Some Personal Winter Memories Of Mine:

  • baking cookies with my granny and my mom and eating too much dough without getting sick of it
  • ice-flowers on the window,I was faszinated with (a thing you won't see anymore with central heat etc.)
  • the ancient tree ornaments of my granny's Christmas tree , that were so much more beautiful than other people's!



    On Easter morning children in Germany go out into the garden where the "EASTER BUNNY" has hidden brightly colored boiled Eggs, chocolate eggs and other goodies. Sometimes they find only one egg at a time or a little basket hidden behind a tree, in the grass or between (or behind) spring flowers.

    If the weather is not so good the "Easter Bunny" hides the Easter goodies in the house behind and under furniture and sometimes leaves something on the table, too.

    Often children will get new clothes that holiday.

    It is also tradition to give an "Easter Lamb" (a cake in form of a lamb or a chocolate version) to remind each other on "The Lamb of God"¨: Jesus Christ.

    As pathetic as it sounds, German families will often eat rabbit
    (poor Easter Bunny :-) !!!) for Lunch or Dinner!
    I never thought of the rabbit roast as the "Easter Bunny", and I doubt any German kids do!



    St. Martin was roman Soldier who unlike most of his kind helped the poor.

    The legend goes that he rode his horse through ice and snow when he spotted a beggar on the side of the road whom was half frozen. So Martin took his sword and cut his cape in half and gave one half to the beggar.

    In Germany St. Martin is honored every year on the 11th of November with a parade for his great generosity.
    When the parade starts every child id given a sugar covered soft St. Martin’s-Pretzel.
    While children make lanterns of paper and carry them through the street adults carry lit torches. They sing (among other songs) the St. Martin’s-Song that tells of the above legend.
    The parade ends at a bonfire. Usually there is a drawing for a St. Martin’s-Goose after the parade.

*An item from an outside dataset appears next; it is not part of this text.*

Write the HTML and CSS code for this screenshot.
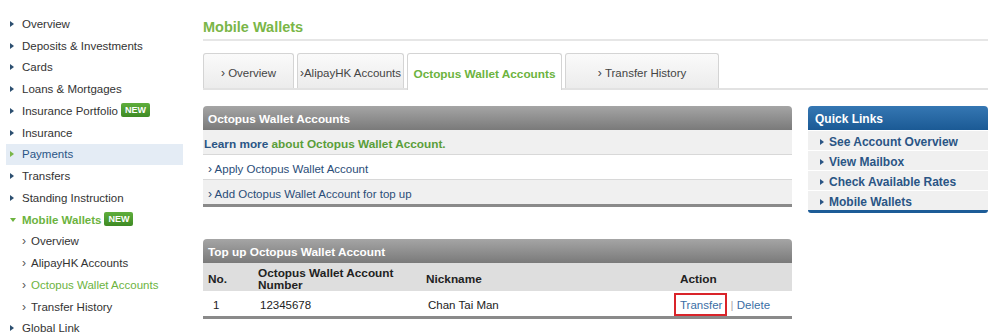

    Here are the lyrics for the St. Martin’s Song: St. Martin St. Martin, St. Martin, St. Martin ritt durch Schnee und Wind, sein Roß, das trug ihn fort geschwind. St. Martin ritt mit leichtem Mut, sein Mantel deckt ihn warm und gut. Im Schnee, da saß ein armer Mann, hatt' Kleider nicht, hatt' Lumpen an: "Oh helft mir doch in meiner Not, sonst ist der bitt're Frost mein Tod!" St. Martin, St. Martin, St. Martin zieht die Zügel an, sein Roß steht still beim braven Mann. St. Martin mit dem Schwerte teilt den warmen Mantel unverweilt. St. Martin, St. Martin, St. Martin gibt den halben still, der Bettler rasch ihm danken will. St. Martin aber ritt in Eil hinweg mit seinem Mantelteil.

    Here’s a good link related to St.Martin:

    And here you find many songs and a few recipes: (German)



    This is kind of a fifth season for people in Germany. It originates from medieval times when people believed they could scare away the evil and gruel spirits of winter with lots of noise and scary masks.
    The main events take place in February although the season officially begins already on St. Martin’s-Day, November 11 (note the date: 11/11) and ends on Ascher-Mittwoch before the Christian so-called Fast-Time of 40 days before Easter. Fastnacht or Fasching is also called the Fool’s-Season.
    All people dress up in scary or funny costumes (weird like fools) and there is a Fastnacht- or Fasching-parade in every town featuring big floats, which are used to express the opinions of the majority of the people in a funny way and uniquely dressed groups of people. Among those groups are always the Funkenmariechen – teenage girls in medieval type French looking costumes and wigs dancing and cheering uniformly.
    Often politicians become a victim of sarcasm and the ongoing funnies.
    The parades take place with lots of noise and music. Most of the parade people throw candy to the children and give little shots of alcohol to the adult. You will always hear Fasching-specific greetings like Helau, Alle Hopp, Daje etc., depending on the region.

    Other than the parades there is different events where Buettenreden are held. Those are speeches that again give praise or critics to politicians and other popular people in a funny kind of way.
    One day is completely dedicated to women: the day of the Weiberfastnacht. Women dress up go out and have fun. If there’s a man around, who wears a tie, it will be cut off by the women as a symbol of taking charge.

    Main events on the Fasching-calendar are the conquering of the courthouse by the fools (who apply a new peculiar set of funny laws) and the crowning of the Karneval-prince and –princess.

    On the last day of the Fasching-season the power is returned to the government officials and the fools retire to come up with new folly ways of celebrating their season during the rest of the year.